Team Liberia celebrates their 2016 Unity Cup win against Team Sierra Leone at Subaru Park Credit: Philadelphia Parks & Recreation

Southwest Philly will be overflowing with rice bread, kala, and other Liberian foods this week in honor of Liberian Independence Day.

Restaurants like Cymel’s Liberian Restaurant and Musu’s Liberian Spot are donating the eats, to complement flag waving and dancing during parties on Wednesday and throughout the weekend. It’s a big deal in this city, as Philadelphia has the second largest population of Liberian immigrants in the U.S. after Hennepin County, Minnesota. 

Why have so many from the West African nation made their new home in Philly? 

“Liberians tend to stick together,” Trapeta Mayson, a recent poet laureate of Philadelphia who’s originally from Liberia, told Billy Penn.

Mayson arrived in the city in 1975 as a young child to be with family and get a better education, she said. Her father had heard of a group of Liberian families in Germantown, she recalled, so that’s where the family settled.  

Liberia was initially established as one of the colonies under the Quaker-run American Colonization Society, which gave people freed from enslavers the opportunity to relocate back to Africa. Some enslaved peoples believed that they were too far removed from their roots and chose to stay, but others returned.

Liberian independence was granted in 1847, about a quarter century after the colony was established. 

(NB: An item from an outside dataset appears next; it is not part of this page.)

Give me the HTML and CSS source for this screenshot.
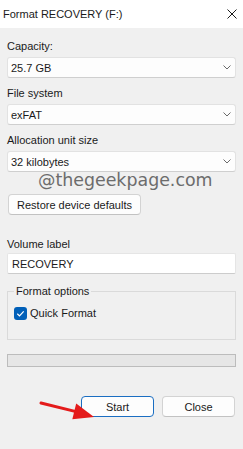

The following century, the newly independent nation fell into its own, protracted civil wars, lasting from 1989 to 1997 and 1999 to 2003. That led to an influx of reverse emigration, especially after Liberians were granted Temporary Protected Status in 1991. TPS was extended three times and eventually ended in June 2022, but before that happened, Liberians flocked to Philadelphia and other regions of the country to join family members that already lived here. 

Alphonso Samukai, the 22-year-old youth chair for the Liberian Association of Pennsylvania, is grateful for the sacrifices his parents and elders made in their new home, creating nonprofits to help less fortunate relatives still in Liberia.

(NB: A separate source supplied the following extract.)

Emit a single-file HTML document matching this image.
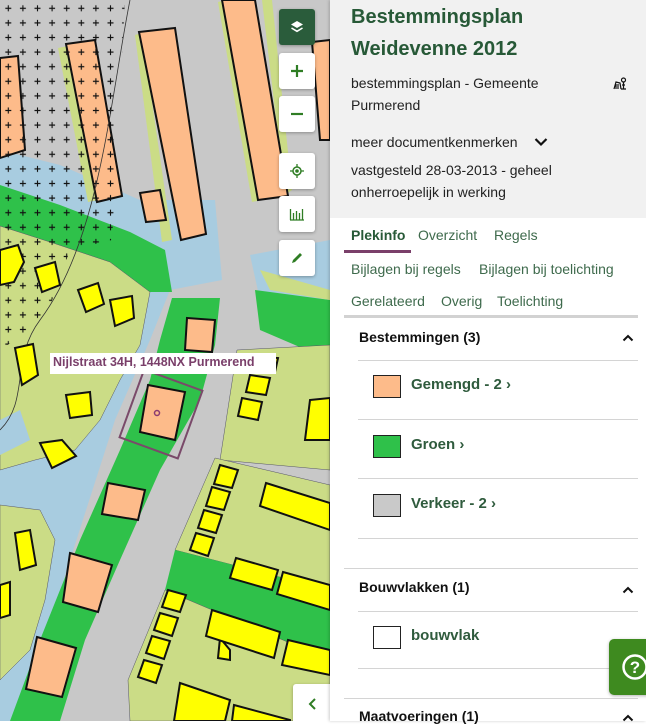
<!DOCTYPE html>
<html><head><meta charset="utf-8">
<style>
*{margin:0;padding:0;box-sizing:border-box}
body{width:646px;height:721px;overflow:hidden;position:relative;font-family:"Liberation Sans",sans-serif;background:#fff}
#map{position:absolute;left:0;top:0;width:330px;height:721px;overflow:hidden}
.btn{position:absolute;left:279px;width:36px;height:36px;background:#fff;border-radius:3px;box-shadow:0 1px 3px rgba(0,0,0,.3);display:flex;align-items:center;justify-content:center}
#panel{position:absolute;left:330px;top:0;width:316px;height:721px;background:#fff;box-shadow:-1px 0 3px rgba(0,0,0,.2)}
.hdr{position:absolute;left:0;top:0;width:316px;height:218px;background:#f1f1f1}
.t{position:absolute;white-space:nowrap}
.title{left:21px;font-size:20px;font-weight:bold;color:#275937}
.sm{left:21px;font-size:14px;color:#222}
.tab{font-size:14px;color:#3e6a4c}
.line{position:absolute;height:1px;background:#d4d4d4}
.sec{left:29px;font-size:14px;font-weight:bold;color:#111}
.sw{position:absolute;left:43px;width:28px;height:23px;border:1px solid #222}
.it{left:81px;font-size:15px;font-weight:bold;color:#2f5b3d}
.car{position:absolute;left:292px;font-size:13px;color:#111}
</style></head><body>
<div id="map">
<svg width="330" height="721" viewBox="0 0 330 721">
<defs>
<pattern id="pl" width="14.6" height="14.6" patternUnits="userSpaceOnUse" x="1" y="1">
<path d="M7.3 4.3v6M4.3 7.3h6" stroke="#111" stroke-width="1.1"/>
</pattern>
</defs>
<rect width="330" height="721" fill="#c8c8c8"/>
<!-- water -->
<polygon points="0,150 60,165 140,200 215,200 222,280 170,290 150,340 115,420 70,560 20,721 0,721" fill="#a8cce0"/>
<polygon points="250,255 330,240 330,330 260,300" fill="#a8cce0"/>
<!-- green band -->
<polygon points="0,185 60,205 130,232 165,250 172,292 150,292 110,262 50,242 0,226" fill="#2fc14a"/>
<polygon points="255,290 330,300 330,360 260,330" fill="#2fc14a"/>
<!-- left light green -->
<polygon points="0,226 50,242 110,262 150,292 140,345 120,380 100,420 75,450 35,460 0,470" fill="#cbdc86" stroke="#556" stroke-width=".5"/>
<polygon points="0,505 40,510 55,540 45,600 30,650 0,680" fill="#cbdc86" stroke="#556" stroke-width=".5"/>
<polygon points="0,420 20,410 30,440 0,455" fill="#a8cce0"/>
<!-- green strip along road -->
<polygon points="172,298 220,298 215,345 200,400 160,470 120,560 85,640 60,721 10,721 40,640 80,540 120,450 150,380 160,340" fill="#2fc14a"/>
<!-- right blocks -->
<polygon points="237,350 330,345 330,470 220,460" fill="#cbdc86" stroke="#556" stroke-width=".5"/>
<polygon points="215,458 330,485 330,590 175,550" fill="#cbdc86" stroke="#556" stroke-width=".5"/>
<polygon points="175,550 330,590 330,660 165,590" fill="#2fc14a"/>
<polygon points="165,590 330,660 330,721 130,721 128,680" fill="#cbdc86" stroke="#556" stroke-width=".5"/>
<polygon points="260,270 330,290 330,300 270,290" fill="#cbdc86"/>
<!-- light green strips near buildings -->
<polygon points="58,48 68,46 98,200 88,202" fill="#cbdc86"/>
<polygon points="135,35 142,33 172,240 162,242" fill="#cbdc86"/>
<polygon points="218,2 226,0 262,200 252,202" fill="#cbdc86"/>
<polygon points="262,0 272,0 292,190 285,195" fill="#cbdc86"/>
<!-- orange buildings -->
<g fill="#fdbb8a" stroke="#111" stroke-width="2">
<polygon points="0,58 18,56 25,150 0,158"/>
<polygon points="66,44 95,40 122,196 97,202"/>
<polygon points="139,32 175,28 206,234 181,240"/>
<polygon points="140,193 160,190 166,220 146,222"/>
<polygon points="222,0 255,0 288,196 258,200"/>
<polygon points="312,42 330,40 330,140 320,140"/>
<polygon points="187,318 215,320 212,352 185,350"/>
<polygon points="148,385 185,392 175,440 140,432"/>
<polygon points="108,483 145,490 138,520 102,514"/>
<polygon points="70,553 112,565 98,612 63,602"/>
<polygon points="37,637 76,648 62,697 26,689"/>
</g>
<!-- crosses area -->
<polygon points="0,0 125,0 112,240 70,250 45,320 0,350" fill="url(#pl)"/>
<path d="M130 0 C110 100 100 240 40 320 C10 360 30 400 0 430" stroke="#333" fill="none" stroke-width=".8"/>
<rect x="130" y="378" width="62" height="72" fill="none" stroke="#7a4a6a" stroke-width="2" transform="rotate(20 161 414)"/>
<circle cx="157" cy="413" r="2.5" fill="none" stroke="#8a3a70" stroke-width="1.5"/>
<!-- yellow houses -->
<g fill="#ffff00" stroke="#111" stroke-width="2">
<polygon points="0,250 18,245 24,262 14,282 0,285"/>
<polygon points="35,268 55,262 60,285 42,292"/>
<polygon points="78,290 98,283 104,304 86,312"/>
<polygon points="110,300 132,296 134,318 115,326"/>
<polygon points="15,348 33,344 38,375 22,385"/>
<polygon points="66,395 90,392 92,415 70,418"/>
<polygon points="40,443 62,440 76,456 52,468"/>
<polygon points="15,533 30,530 36,565 20,570"/>
<polygon points="0,585 10,582 10,615 0,618"/>
<polygon points="220,638 230,650 230,660 218,658"/>
<polygon points="260,357 278,358 275,372 258,370"/>
<polygon points="250,375 270,378 266,395 246,392"/>
<polygon points="242,398 262,402 258,420 238,416"/>
<polygon points="310,400 330,398 330,440 305,440"/>
<polygon points="220,465 238,470 232,488 214,484"/>
<polygon points="212,487 230,492 224,510 206,506"/>
<polygon points="204,510 222,515 216,533 198,528"/>
<polygon points="196,533 214,538 208,556 190,550"/>
<polygon points="266,483 330,503 330,530 260,506"/>
<polygon points="236,558 278,570 272,590 230,578"/>
<polygon points="283,572 330,585 330,610 277,594"/>
<polygon points="168,590 186,595 180,612 162,607"/>
<polygon points="160,613 178,618 172,636 154,630"/>
<polygon points="152,636 170,641 164,659 146,653"/>
<polygon points="144,660 162,665 156,683 138,677"/>
<polygon points="212,610 280,632 274,658 206,636"/>
<polygon points="288,640 330,650 330,675 282,665"/>
<polygon points="180,683 230,700 225,721 174,721"/>
<polygon points="234,705 290,720 290,721 232,721"/>
</g>
</svg>
<div style="position:absolute;left:50px;top:353px;width:226px;height:21px;background:#fff;color:#7a3f6a;font-size:12.5px;font-weight:bold;padding:2px 0 0 3px;white-space:nowrap">Nijlstraat 34H, 1448NX Purmerend</div>
<div class="btn" style="top:9px;background:#2a5c3b"><svg width="16" height="16" viewBox="0 0 16 16"><path d="M8 2 14 5.5 8 9 2 5.5Z" fill="#fff"/><path d="M2.5 9 8 12.3 13.5 9" stroke="#fff" stroke-width="1.6" fill="none"/></svg></div>
<div class="btn" style="top:53px"><svg width="14" height="14"><path d="M7 1v12M1 7h12" stroke="#2f7d24" stroke-width="2.2"/></svg></div>
<div class="btn" style="top:96px"><svg width="14" height="14"><path d="M1 7h12" stroke="#2f7d24" stroke-width="2.2"/></svg></div>
<div class="btn" style="top:153px"><svg width="14" height="14"><circle cx="7" cy="7" r="4" fill="none" stroke="#2f7d24" stroke-width="1.5"/><circle cx="7" cy="7" r="1.8" fill="#2f7d24"/><path d="M7 0v3M7 11v3M0 7h3M11 7h3" stroke="#2f7d24" stroke-width="1.3"/></svg></div>
<div class="btn" style="top:196px"><svg width="16" height="14"><path d="M1.5 2v11M4.5 6v7M7.5 4v9M10.5 6v7M13.5 2v11M1 13h14" stroke="#2f7d24" stroke-width="1.3"/></svg></div>
<div class="btn" style="top:240px"><svg width="14" height="14"><path d="M2 12l1-3 7-7 2 2-7 7z" fill="#2f7d24"/></svg></div>
<div class="btn" style="left:293px;top:684px;width:40px;height:40px;border-radius:3px 0 0 0"><svg width="12" height="14"><path d="M8 2 3 7l5 5" stroke="#2f7d24" stroke-width="2" fill="none"/></svg></div>
</div>
<div id="panel">
<div class="hdr"></div>
<div class="t title" style="top:6px">Bestemmingsplan</div>
<div class="t title" style="top:38px">Weidevenne 2012</div>
<div class="t sm" style="top:75px">bestemmingsplan - Gemeente</div>
<div class="t sm" style="top:97px">Purmerend</div>
<svg style="position:absolute;left:283px;top:77px" width="14" height="14" viewBox="0 0 14 14"><path d="M1 12 3 5 7 6 8 12M3 7v5M5 7v5" stroke="#111" stroke-width="1.2" fill="none"/><circle cx="10.5" cy="3" r="2" fill="none" stroke="#111" stroke-width="1.2"/><path d="M10.5 5v7M9 8h3M8 12h5" stroke="#111" stroke-width="1.2"/></svg>
<div class="t sm" style="top:134px">meer documentkenmerken</div>
<svg style="position:absolute;left:204px;top:137px" width="14" height="10"><path d="M1.5 2 7 7.5 12.5 2" stroke="#111" stroke-width="2.2" fill="none"/></svg>
<div class="t sm" style="top:162px">vastgesteld 28-03-2013 - geheel</div>
<div class="t sm" style="top:184px">onherroepelijk in werking</div>
<div class="t tab" style="left:21px;top:227px;font-weight:bold;color:#275937">Plekinfo</div>
<div class="t tab" style="left:88px;top:227px">Overzicht</div>
<div class="t tab" style="left:164px;top:227px">Regels</div>
<div style="position:absolute;left:14px;top:250px;width:67px;height:3px;background:#7a3f6a"></div>
<div class="t tab" style="left:21px;top:261px">Bijlagen bij regels</div>
<div class="t tab" style="left:149px;top:261px">Bijlagen bij toelichting</div>
<div class="t tab" style="left:21px;top:293px">Gerelateerd</div>
<div class="t tab" style="left:111px;top:293px">Overig</div>
<div class="t tab" style="left:167px;top:293px">Toelichting</div>
<div class="line" style="left:14px;top:315px;width:294px;height:3px;background:#d2d2d2"></div>
<div class="t sec" style="top:329px">Bestemmingen (3)</div>
<svg class="car" style="top:333px" width="12" height="9"><path d="M1.5 7.5 6 3 10.5 7.5" stroke="#111" stroke-width="2" fill="none"/></svg>
<div class="line" style="left:28px;top:360px;width:280px"></div>
<div class="sw" style="top:375px;background:#fdbb8a"></div>
<div class="t it" style="top:376px">Gemengd - 2 ›</div>
<div class="line" style="left:28px;top:419px;width:280px"></div>
<div class="sw" style="top:435px;background:#2fc14a"></div>
<div class="t it" style="top:436px">Groen ›</div>
<div class="line" style="left:28px;top:478px;width:280px"></div>
<div class="sw" style="top:494px;background:#c9c9c9"></div>
<div class="t it" style="top:495px">Verkeer - 2 ›</div>
<div class="line" style="left:28px;top:538px;width:280px"></div>
<div class="line" style="left:14px;top:568px;width:294px"></div>
<div class="t sec" style="top:579px">Bouwvlakken (1)</div>
<svg class="car" style="top:585px" width="12" height="9"><path d="M1.5 7.5 6 3 10.5 7.5" stroke="#111" stroke-width="2" fill="none"/></svg>
<div class="line" style="left:28px;top:611px;width:280px"></div>
<div class="sw" style="top:626px;background:#fff"></div>
<div class="t it" style="top:627px">bouwvlak</div>
<div class="line" style="left:28px;top:668px;width:280px"></div>
<div class="line" style="left:14px;top:698px;width:294px"></div>
<div class="t sec" style="top:708px">Maatvoeringen (1)</div>
<svg class="car" style="top:713px" width="12" height="9"><path d="M1.5 7.5 6 3 10.5 7.5" stroke="#111" stroke-width="2" fill="none"/></svg>
<div style="position:absolute;left:279px;top:639px;width:40px;height:56px;background:#3e8a1f;border-radius:5px 0 0 5px;box-shadow:0 1px 3px rgba(0,0,0,.3)">
<svg style="position:absolute;left:12px;top:14px" width="28" height="28"><circle cx="14" cy="14" r="11.5" fill="none" stroke="#fff" stroke-width="2.5"/><text x="14" y="20" text-anchor="middle" font-family="Liberation Sans" font-weight="bold" font-size="17" fill="#fff">?</text></svg>
</div>
</div>
</body></html>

However, he’s frustrated that the next generation doesn’t seem to have the same passion, saying parents didn’t pass their knowledge down. 

“They forgot about the generation that was going to be born on this side,” Samukai said, “Individually, yes, they are setting up foundations for their children. But on a collective level the community isn’t there.” 

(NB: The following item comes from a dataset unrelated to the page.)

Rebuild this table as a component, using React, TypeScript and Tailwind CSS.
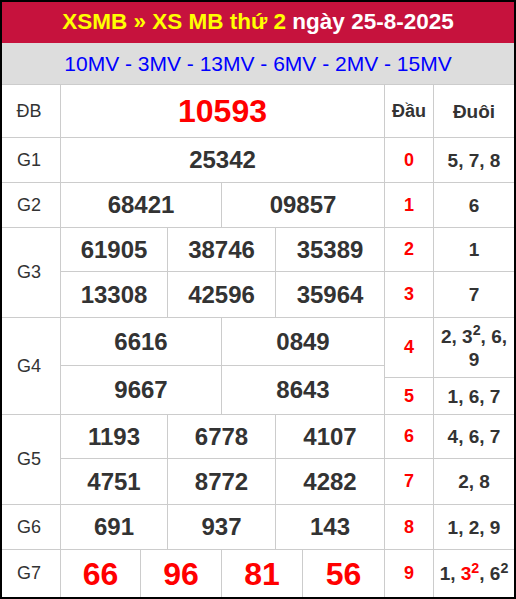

The chance to pass on tradition and create community is never better than this week, as Liberians in the region celebrate their country’s Independence Day.

Celebrations started last week with a gala ball in Bensalem, and conclude this Sunday with a church service at Victory Harvest Church International in Southwest Philly. 

Wednesday brings an honorary program at Philadelphia City Hall, where elders of the community will meet and the Liberian flag will be raised. At 4 p.m., the youth take over with a cookout on Lindbergh Field in Southwest Philadelphia. There will be lots of music and food. Just an all out jubilee.